La falta de regulación es parte del problema. Aunque la Agencia Federal de Aviación Civil establece lineamientos para el uso de aeronaves no tripuladas, en la práctica no existe un registro funcional ni mecanismos activos de supervisión. En zonas rurales, los vuelos ocurren sin permisos, sin identificación de usuarios y sin control. Esta ausencia ha facilitado que los drones, disponibles en cualquier tienda especializada, se conviertan en vehículos de guerra artesanal.

Un territorio disputado en el aire

La dualidad es evidente. En un aula del TecNM, estudiantes ensayan trayectorias aéreas para fines topográficos, mientras a 200 kilómetros de distancia, un grupo armado modifica un dron idéntico para cargar explosivos y lanzarlos sobre un edificio público. El mismo aparato, con la misma tecnología, opera en dos realidades distintas. Una con constancia oficial, otra con detonador artesanal.

Lo preocupante no es sólo la facilidad con la que un dron puede convertirse en arma, sino la velocidad con que esa transformación se ha normalizado. Lo que comenzó como un experimento táctico del crimen ha escalado en frecuencia y sofisticación. Hoy, en municipios de la Tierra Caliente y el Oriente michoacano, los drones ya no son sorpresa: son amenaza cotidiana.

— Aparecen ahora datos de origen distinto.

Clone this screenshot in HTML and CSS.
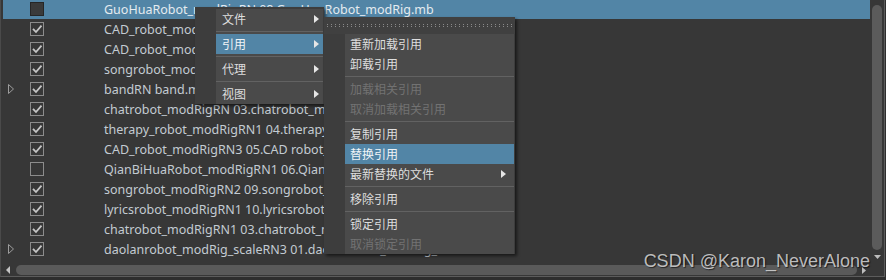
FILE: index.html
```html
<!DOCTYPE html>
<html>

<head>
    <title>Outliner</title>
    <meta charset="utf-8">

    <link rel="stylesheet" href="styles.css">
</head>

<body>
    <svg class="defs">
        <symbol id="box-on" viewBox="0 0 14 14">
            <rect x=".5" y=".5" width="13" height="13" fill="none" stroke="#8c8c8c" />
            <path d="M3 6.8l3 3.2 5.5-6.3" fill="none" stroke="#c6c6c6" stroke-width="1.8" />
        </symbol>
        <symbol id="box-off" viewBox="0 0 14 14">
            <rect x=".5" y=".5" width="13" height="13" fill="none" stroke="#8c8c8c" />
        </symbol>
        <symbol id="expand" viewBox="0 0 6 10">
            <path d="M.5 .5L5.5 5L.5 9.5Z" fill="none" stroke="#9c9c9c" />
        </symbol>
    </svg>

    <div class="outliner">
        <div class="rows">
            <div class="row selected">
                <span class="exp"></span>
                <svg class="cb cb-sel" viewBox="0 0 14 14"><rect x=".5" y=".5" width="13" height="13" fill="#3a3a3a" stroke="#262626" /></svg>
                <span class="name">GuoHuaRobot_modRigRN 08.GuoHuaRobot_modRig.mb</span>
            </div>
            <div class="row">
                <span class="exp"></span>
                <svg class="cb"><use href="#box-on" /></svg>
                <span class="name">CAD_robot_modRigRN1 05.CAD_robot_modRig.mb</span>
            </div>
            <div class="row">
                <span class="exp"></span>
                <svg class="cb"><use href="#box-on" /></svg>
                <span class="name">CAD_robot_modRigRN2 05.CAD_robot_modRig.mb</span>
            </div>
            <div class="row">
                <span class="exp"></span>
                <svg class="cb"><use href="#box-on" /></svg>
                <span class="name">songrobot_modRigRN 09.songrobot_modRig.mb</span>
            </div>
            <div class="row">
                <span class="exp"><svg class="tri"><use href="#expand" /></svg></span>
                <svg class="cb"><use href="#box-on" /></svg>
                <span class="name">bandRN band.mb</span>
            </div>
            <div class="row">
                <span class="exp"></span>
                <svg class="cb"><use href="#box-on" /></svg>
                <span class="name">chatrobot_modRigRN 03.chatrobot_modRig.mb</span>
            </div>
            <div class="row">
                <span class="exp"></span>
                <svg class="cb"><use href="#box-on" /></svg>
                <span class="name">therapy_robot_modRigRN1 04.therapy_robot_modRig.mb</span>
            </div>
            <div class="row">
                <span class="exp"></span>
                <svg class="cb"><use href="#box-on" /></svg>
                <span class="name">CAD_robot_modRigRN3 05.CAD robot_modRig.mb</span>
            </div>
            <div class="row">
                <span class="exp"></span>
                <svg class="cb"><use href="#box-off" /></svg>
                <span class="name">QianBiHuaRobot_modRigRN1 06.QianBiHuaRobot_modRig.mb</span>
            </div>
            <div class="row">
                <span class="exp"></span>
                <svg class="cb"><use href="#box-on" /></svg>
                <span class="name">songrobot_modRigRN2 09.songrobot_modRig.mb</span>
            </div>
            <div class="row">
                <span class="exp"></span>
                <svg class="cb"><use href="#box-on" /></svg>
                <span class="name">lyricsrobot_modRigRN1 10.lyricsrobot_modRig.mb</span>
            </div>
            <div class="row">
                <span class="exp"></span>
                <svg class="cb"><use href="#box-on" /></svg>
                <span class="name">chatrobot_modRigRN1 03.chatrobot_modRig.mb</span>
            </div>
            <div class="row">
                <span class="exp"><svg class="tri"><use href="#expand" /></svg></span>
                <svg class="cb"><use href="#box-on" /></svg>
                <span class="name">daolanrobot_modRig_scaleRN3 01.daolanrobot_modRig_scale.mb</span>
            </div>
        </div>

        <div class="vscroll">
            <div class="vthumb"></div>
            <svg class="arrow-down" viewBox="0 0 7 4"><path d="M0 0H7L3.5 4Z" fill="#bdbdbd" /></svg>
        </div>

        <div class="hscroll">
            <svg class="arrow-left" viewBox="0 0 4 8"><path d="M4 0V8L0 4Z" fill="#c4c4c4" /></svg>
            <div class="hthumb"></div>
            <svg class="arrow-right" viewBox="0 0 4 7"><path d="M0 0V7L4 3.5Z" fill="#bdbdbd" /></svg>
        </div>
        <div class="corner"></div>
    </div>

    <!-- context menu -->
    <div class="menu">
        <div class="menu-body">
            <div class="item">文件 <svg class="sub-arrow" viewBox="0 0 5 8"><path d="M0 0V8L5 4Z" /></svg></div>
            <div class="sep"></div>
            <div class="item active">引用 <svg class="sub-arrow" viewBox="0 0 5 8"><path d="M0 0V8L5 4Z" /></svg></div>
            <div class="sep"></div>
            <div class="item">代理 <svg class="sub-arrow" viewBox="0 0 5 8"><path d="M0 0V8L5 4Z" /></svg></div>
            <div class="sep"></div>
            <div class="item">视图 <svg class="sub-arrow" viewBox="0 0 5 8"><path d="M0 0V8L5 4Z" /></svg></div>
        </div>
    </div>

    <div class="submenu">
        <div class="tear"><span class="dots"></span></div>
        <div class="menu-body">
            <div class="item">重新加载引用</div>
            <div class="item">卸载引用</div>
            <div class="sep"></div>
            <div class="item disabled">加载相关引用</div>
            <div class="item disabled">取消加载相关引用</div>
            <div class="sep"></div>
            <div class="item">复制引用</div>
            <div class="item active">替换引用</div>
            <div class="item">最新替换的文件 <svg class="sub-arrow" viewBox="0 0 5 8"><path d="M0 0V8L5 4Z" /></svg></div>
            <div class="sep"></div>
            <div class="item">移除引用</div>
            <div class="sep"></div>
            <div class="item">锁定引用</div>
            <div class="item disabled">取消锁定引用</div>
        </div>
    </div>

    <div class="watermark">CSDN @Karon_NeverAlone</div>
</body>

</html>
```

FILE: styles.css
```css
body {
    margin: 0;
    width: 886px;
    height: 280px;
    overflow: hidden;
    position: relative;
    background: #2e2e2e;
    font-family: "Noto Sans", "Noto Sans CJK SC", sans-serif;
}

.defs {
    display: none;
}

/* outliner panel */
.outliner {
    display: grid;
    grid-template-columns: 1fr 14px;
    grid-template-rows: 263px 14px;
    width: 885px;
    height: 277px;
    box-sizing: border-box;
    border-left: 1px solid #4a4a4a;
    border-right: 1px solid #5c5c5c;
    border-bottom: 1px solid #5c5c5c;
    background: #373737;
}

.rows {
    padding-left: 2px;
    overflow: hidden;
}

.row {
    display: flex;
    align-items: center;
    height: 20px;
    white-space: nowrap;
    color: #c3cbd2;
    font-size: 12.5px;
}

.row:first-child {
    margin-top: -1px;
}

.row.selected {
    background: #5285a6;
    color: #e4ebf0;
}

.exp {
    display: flex;
    align-items: center;
    width: 22px;
    height: 20px;
    padding-left: 5px;
}

.tri {
    width: 6px;
    height: 10px;
}

.cb {
    width: 14px;
    height: 14px;
    flex: none;
}

.name {
    margin-left: 60px;
}

/* scrollbars */
.vscroll {
    display: flex;
    flex-direction: column;
    align-items: center;
    padding-top: 5px;
}

.vthumb {
    width: 10px;
    height: 245px;
    border-radius: 5px;
    background: #5b5b5b;
}

.arrow-down {
    width: 7px;
    height: 4px;
    margin-top: 5px;
}

.hscroll {
    display: flex;
    align-items: center;
}

.arrow-left {
    width: 4px;
    height: 8px;
    margin-left: 5px;
}

.hthumb {
    width: 841px;
    height: 10px;
    margin-left: 6px;
    border-radius: 5px;
    background: #5a5a5a;
}

.arrow-right {
    width: 4px;
    height: 7px;
    margin-left: 5px;
}

/* menus */
.menu,
.submenu {
    position: absolute;
    box-sizing: border-box;
    background: #3d3d3d;
    box-shadow: 2px 2px 3px rgba(0, 0, 0, 0.55);
    font-size: 12px;
}

.menu {
    left: 195px;
    top: 7px;
    width: 129px;
    height: 97px;
    padding-top: 2px;
}

.submenu {
    left: 324px;
    top: 17px;
    width: 191px;
    height: 237px;
}

.menu-body {
    margin-left: 21px;
    margin-right: 1px;
    background: #4a4a4a;
}

.item {
    display: flex;
    align-items: center;
    justify-content: space-between;
    height: 20px;
    padding: 0 4px 0 6px;
    color: #dedede;
}

.submenu .item {
    padding-left: 5px;
    padding-right: 8px;
}

.item.active {
    background: #5285a6;
    color: #f0f4f7;
}

.item.disabled {
    color: #727272;
}

.sub-arrow {
    width: 5px;
    height: 8px;
    fill: #e6e6e6;
}

.sep {
    height: 1px;
    margin: 2px 0;
    background: #626262;
}

.tear {
    display: flex;
    align-items: center;
    height: 17px;
    padding: 0 3px;
    background: #404040;
}

.dots {
    flex: 1;
    height: 3px;
    background:
        repeating-linear-gradient(90deg, #8a8a8a 0 1px, transparent 1px 4px) top / 100% 1px no-repeat,
        repeating-linear-gradient(90deg, #8a8a8a 0 1px, transparent 1px 4px) bottom / 100% 1px no-repeat;
}

.watermark {
    position: absolute;
    right: 16px;
    top: 251px;
    font: 18px "Liberation Sans", Arial, sans-serif;
    color: rgba(215, 215, 215, 0.85);
    text-shadow: 1px 1px 1px rgba(0, 0, 0, 0.6);
}
```
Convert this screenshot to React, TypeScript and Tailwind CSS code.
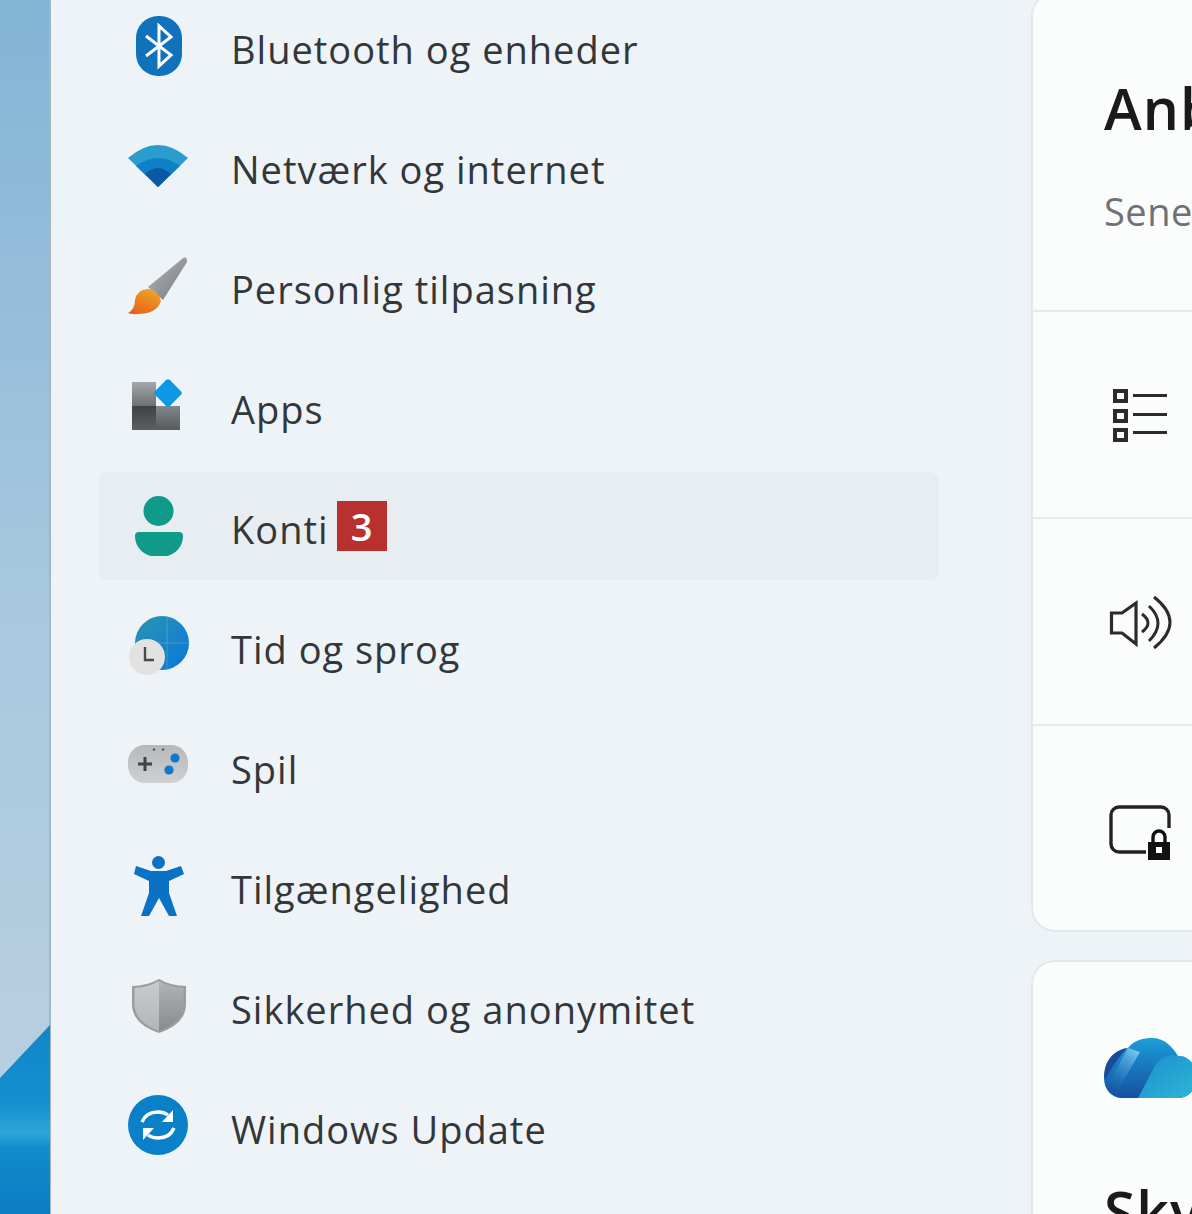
import React from "react";

const Svg = ({ children }: { children: React.ReactNode }) => (
  <svg width="64" height="64" viewBox="0 0 64 64" className="shrink-0 overflow-visible">{children}</svg>
);

const Bluetooth = () => (
  <Svg>
    <rect x="9" y="2" width="46" height="60" rx="22" fill="#0f72ba" />
    <path d="M19 22 L44 41 L32 52 V12 L44 23 L19 42" fill="none" stroke="#fff" strokeWidth="3" />
  </Svg>
);
const Wifi = () => (
  <Svg>
    <path d="M1 24 Q31 -2 61 24 L31 53Z" fill="#2a9dcc" />
    <path d="M9 32 Q31 16 53 32 L31 53Z" fill="#0f80c6" />
    <path d="M18 40 Q31 28 44 40 L31 53Z" fill="#0a58a6" />
  </Svg>
);
const Brush = () => (
  <Svg>
    <defs>
      <linearGradient id="bh" x1="0" y1="0" x2="1" y2="1">
        <stop offset="0" stopColor="#b5b7b9" />
        <stop offset="1" stopColor="#75797c" />
      </linearGradient>
      <linearGradient id="bb" x1="0.7" y1="0" x2="0.2" y2="1">
        <stop offset="0" stopColor="#eda428" />
        <stop offset="1" stopColor="#e8601a" />
      </linearGradient>
    </defs>
    <path d="M21 33 L55 5 Q60 1 60 8 L36 46 Z" fill="url(#bh)" />
    <path d="M20 35 Q30 34 34 47 Q30 60 10 60 Q4 60.5 1 59 Q8 55 8 46 Q10 36 20 35Z" fill="url(#bb)" />
  </Svg>
);
const Apps = () => (
  <Svg>
    <defs>
      <linearGradient id="a1" x1="0" y1="0" x2="0" y2="1">
        <stop offset="0" stopColor="#a3a7aa" />
        <stop offset="1" stopColor="#6d7174" />
      </linearGradient>
      <linearGradient id="a2" x1="0" y1="0" x2="0" y2="1">
        <stop offset="0" stopColor="#3e4245" />
        <stop offset="1" stopColor="#5b5f62" />
      </linearGradient>
      <linearGradient id="a3" x1="0" y1="0" x2="0" y2="1">
        <stop offset="0" stopColor="#82878a" />
        <stop offset="1" stopColor="#565a5d" />
      </linearGradient>
    </defs>
    <rect x="5" y="8" width="24" height="24" fill="url(#a1)" />
    <rect x="5" y="32" width="24" height="24" fill="url(#a2)" />
    <rect x="29" y="32" width="24" height="24" fill="url(#a3)" />
    <rect x="30.5" y="8.5" width="21" height="21" rx="3" transform="rotate(45 41 19)" fill="#0e98e6" />
  </Svg>
);
const Person = () => (
  <Svg>
    <circle cx="31.5" cy="17" r="15" fill="#0f9a8a" />
    <path d="M8 42 Q8 38 12 38 H52 Q56 38 56 42 C56 54 46 62 38 62 H26 C18 62 8 54 8 42Z" fill="#0f9a8a" />
  </Svg>
);
const Clock = () => (
  <Svg>
    <defs>
      <linearGradient id="g1" x1="0" y1="0" x2="1" y2="1">
        <stop offset="0" stopColor="#2a96b4" />
        <stop offset="1" stopColor="#0a76d6" />
      </linearGradient>
    </defs>
    <circle cx="35" cy="29" r="27" fill="url(#g1)" />
    <path d="M8 29 H62 M40 2 V56" stroke="#7cc0e4" strokeOpacity="0.4" strokeWidth="1" fill="none" />
    <circle cx="20" cy="43" r="18" fill="#e2e2e2" />
    <path d="M18 33 V46 H27" fill="none" stroke="#4a4a4a" strokeWidth="2.4" />
  </Svg>
);
const Game = () => (
  <Svg>
    <defs>
      <linearGradient id="gp" x1="0" y1="0" x2="0" y2="1">
        <stop offset="0" stopColor="#b6b8ba" />
        <stop offset="1" stopColor="#cfd0d2" />
      </linearGradient>
    </defs>
    <rect x="1" y="11" width="60" height="38" rx="17" fill="url(#gp)" />
    <path d="M11 30 H25 M18 23 V37" stroke="#3e4345" strokeWidth="3" fill="none" />
    <circle cx="48" cy="24" r="4.6" fill="#0f78cc" />
    <circle cx="42" cy="36" r="4.6" fill="#0f78cc" />
    <circle cx="27" cy="15.5" r="1.2" fill="#555" />
    <circle cx="36" cy="15.5" r="1.2" fill="#555" />
  </Svg>
);
const Access = () => (
  <Svg>
    <circle cx="31.5" cy="8.5" r="6.5" fill="#0a72c4" />
    <path d="M9 12 L24 17 H39 L54 12 L57 20 L42 27 V39 L50 62 H42 L32 44 L22 62 H14 L22 39 V27 L7 20Z" fill="#0a72c4" />
  </Svg>
);
const Shield = () => (
  <Svg>
    <defs>
      <linearGradient id="s1" x1="0" y1="0" x2="0" y2="1">
        <stop offset="0" stopColor="#c9cbcd" />
        <stop offset="1" stopColor="#b3b5b7" />
      </linearGradient>
      <linearGradient id="s2" x1="0" y1="0" x2="0" y2="1">
        <stop offset="0" stopColor="#b2b4b6" />
        <stop offset="1" stopColor="#88898b" />
      </linearGradient>
    </defs>
    <path d="M32 5 Q44 12 59 12 V30 Q59 50 32 59 Q5 50 5 30 V12 Q20 12 32 5Z" fill="#9a9c9e" />
    <path d="M32 7 Q20 14 7.5 14 V30 Q7.5 48 32 57Z" fill="url(#s1)" />
    <path d="M32 7 Q44 14 56.5 14 V30 Q56.5 48 32 57Z" fill="url(#s2)" />
  </Svg>
);
const Update = () => (
  <Svg>
    <circle cx="31" cy="31" r="30" fill="#0a80c8" />
    <path d="M15 28 Q19 18 31 18 Q37 18 41 21" fill="none" stroke="#fff" strokeWidth="3.4" />
    <path d="M47 34 Q43 44 31 44 Q25 44 21 41" fill="none" stroke="#fff" strokeWidth="3.4" />
    <path d="M46 16 V28 H35Z" fill="#fff" />
    <path d="M16 46 V34 H27Z" fill="#fff" />
  </Svg>
);

const RowSvg = ({ children }: { children: React.ReactNode }) => (
  <svg width="72" height="72" viewBox="0 0 72 72" className="shrink-0 overflow-visible">{children}</svg>
);

const items: { icon: React.ReactNode; label: string; active?: boolean }[] = [
  { icon: <Bluetooth />, label: "Bluetooth og enheder" },
  { icon: <Wifi />, label: "Netværk og internet" },
  { icon: <Brush />, label: "Personlig tilpasning" },
  { icon: <Apps />, label: "Apps" },
  { icon: <Person />, label: "Konti", active: true },
  { icon: <Clock />, label: "Tid og sprog" },
  { icon: <Game />, label: "Spil" },
  { icon: <Access />, label: "Tilgængelighed" },
  { icon: <Shield />, label: "Sikkerhed og anonymitet" },
  { icon: <Update />, label: "Windows Update" },
];

export default function App() {
  return (
    <div className="flex w-[1192px] h-[1214px] overflow-hidden bg-[#eef3f7] font-['Open_Sans',sans-serif] text-[#33373a]">
      <div className="w-[51px] shrink-0 h-full bg-gradient-to-b from-[#82b4d6] via-[#a9c8de] to-[#bbd1e1] border-r-2 border-[#a3b6c4]">
        <svg width="49" height="1214" viewBox="0 0 49 1214" className="block overflow-visible">
          <defs>
            <linearGradient id="wing" x1="0" y1="0" x2="0" y2="1">
              <stop offset="0" stopColor="#0f86c8" />
              <stop offset="0.42" stopColor="#1590cf" />
              <stop offset="0.57" stopColor="#2ea6db" />
              <stop offset="0.65" stopColor="#118ccc" />
              <stop offset="1" stopColor="#0d7cc2" />
            </linearGradient>
          </defs>
          <path d="M50 1025 L0 1078 V1214 H50Z" fill="url(#wing)" />
        </svg>
      </div>

      <nav className="w-[980px] shrink-0 -mt-[14px] pl-[47px] pr-[92px]">
        {items.map((it) => (
          <div key={it.label} className="h-[120px] py-[6px]">
            <div className={`h-[108px] flex items-center pl-[29px] rounded-[10px] ${it.active ? "bg-[#e8edf1]" : ""}`}>
              {it.icon}
              <span className="ml-[40px] pt-[6px] text-[38px] leading-none tracking-[1px] whitespace-nowrap">{it.label}</span>
              {it.active && (
                <span className="ml-[8px] w-[50px] h-[50px] flex items-center justify-center bg-[#b8312f] text-white text-[38px] font-semibold leading-none">3</span>
              )}
            </div>
          </div>
        ))}
      </nav>

      <div className="w-[500px] shrink-0 -mt-[8px] flex flex-col gap-[28px]">
        <section className="h-[940px] shrink-0 rounded-[24px] bg-[#fbfdfd] border-2 border-[#e1e9ec] flex flex-col">
          <header className="h-[316px] shrink-0 pl-[71px] pt-[78px] whitespace-nowrap">
            <h2 className="text-[57px] leading-[72px] tracking-[1px] font-semibold text-[#1a1a1a]">Anbefalede indstillinger</h2>
            <p className="mt-[42px] text-[38px] leading-[50px] tracking-[0.5px] text-[#6e7275]">Seneste og ofte brugte indstillinger</p>
          </header>
          <div className="h-[207px] border-t-2 border-[#e6ecee] flex items-center pl-[71px]">
            <RowSvg>
              <g fill="none" stroke="#2b2b2b">
                <rect x="11" y="12" width="11" height="10" strokeWidth="4" />
                <rect x="11" y="32" width="11" height="10" strokeWidth="4" />
                <rect x="11" y="51" width="11" height="10" strokeWidth="4" />
                <path d="M29 16.5 H63 M29 35.5 H63 M29 53.5 H63" strokeWidth="3" />
              </g>
            </RowSvg>
          </div>
          <div className="h-[207px] border-t-2 border-[#e6ecee] flex items-center pl-[71px]">
            <RowSvg>
              <g fill="none" stroke="#2b2b2b" strokeWidth="3">
                <path d="M7.5 27 H18 L32 17 V58 L18 47 H7.5Z" strokeWidth="3.2" />
                <path d="M38 28 Q50 37 38 46" />
                <path d="M45 20 Q63 37 45 55" />
                <path d="M50 11 Q82 36 50 62" />
              </g>
            </RowSvg>
          </div>
          <div className="h-[205px] border-t-2 border-[#e6ecee] flex items-center pl-[71px]">
            <RowSvg>
              <path d="M42 60 H15 a8 8 0 0 1 -8 -8 V23 a8 8 0 0 1 8 -8 H57 a8 8 0 0 1 8 8 V36" fill="none" stroke="#222" strokeWidth="3.4" />
              <path d="M44 50 H66 V68 H44Z" fill="#111" />
              <path d="M49 50 V45 a6 6 0 0 1 12 0 V50" fill="none" stroke="#111" strokeWidth="3.4" />
              <rect x="52" y="55" width="6" height="6" fill="#fff" />
            </RowSvg>
          </div>
        </section>

        <section className="h-[400px] shrink-0 rounded-[24px] bg-[#fbfdfd] border-2 border-[#e1e9ec] pl-[71px] pt-[76px]">
          <svg width="92" height="62" viewBox="0 0 92 62" className="block overflow-visible">
            <defs>
              <linearGradient id="c1" x1="0.3" y1="0" x2="0.3" y2="1">
                <stop offset="0" stopColor="#1c9ed8" />
                <stop offset="1" stopColor="#1450a0" />
              </linearGradient>
              <linearGradient id="c2" x1="0" y1="0" x2="1" y2="1">
                <stop offset="0" stopColor="#1e8cd0" />
                <stop offset="1" stopColor="#2bb8d4" />
              </linearGradient>
              <linearGradient id="c3" x1="0.8" y1="0" x2="0.2" y2="1">
                <stop offset="0" stopColor="#7cc6ea" />
                <stop offset="1" stopColor="#1f78c4" stopOpacity="0" />
              </linearGradient>
            </defs>
            <path d="M0 40 C0 24 10 12 24 10 C30 2 40 0 48 0 C60 0 68 8 74 18 C86 18 92 28 92 40 C92 52 84 60 74 60 H18 C8 60 0 52 0 40Z" fill="url(#c1)" />
            <path d="M23 10 C10 12 -2 24 1 42 Q10 24 23 10Z" fill="#1a4a9c" />
            <path d="M24 10 L4 46 L14 52 L36 14Z" fill="url(#c3)" />
            <path d="M34 60 L52 26 C58 18 68 16 74 18 C86 18 92 28 92 40 C92 52 84 60 74 60Z" fill="url(#c2)" />
          </svg>
          <h2 className="mt-[75px] text-[57px] leading-[72px] tracking-[1px] font-semibold text-[#1a1a1a] whitespace-nowrap">Skylager</h2>
        </section>
      </div>
    </div>
  );
}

El dron ha dejado de ser únicamente una herramienta de futuro. En Michoacán, se ha convertido también en un espejo del presente: tecnológico, accesible, ambivalente. Su potencial para mejorar la vida convive con su capacidad para destruirla. Esa paradoja no es culpa del dron, sino del entorno que lo rodea: una combinación de ausencia institucional, conflicto armado y vacío legal.

Frente a esa realidad, urge una regulación que no solo limite, sino que distinga. Que separe la innovación civil del uso criminal. Que proteja a quienes aprenden a volar drones para producir y construir, y que contenga a quienes los utilizan para extender la violencia desde el cielo.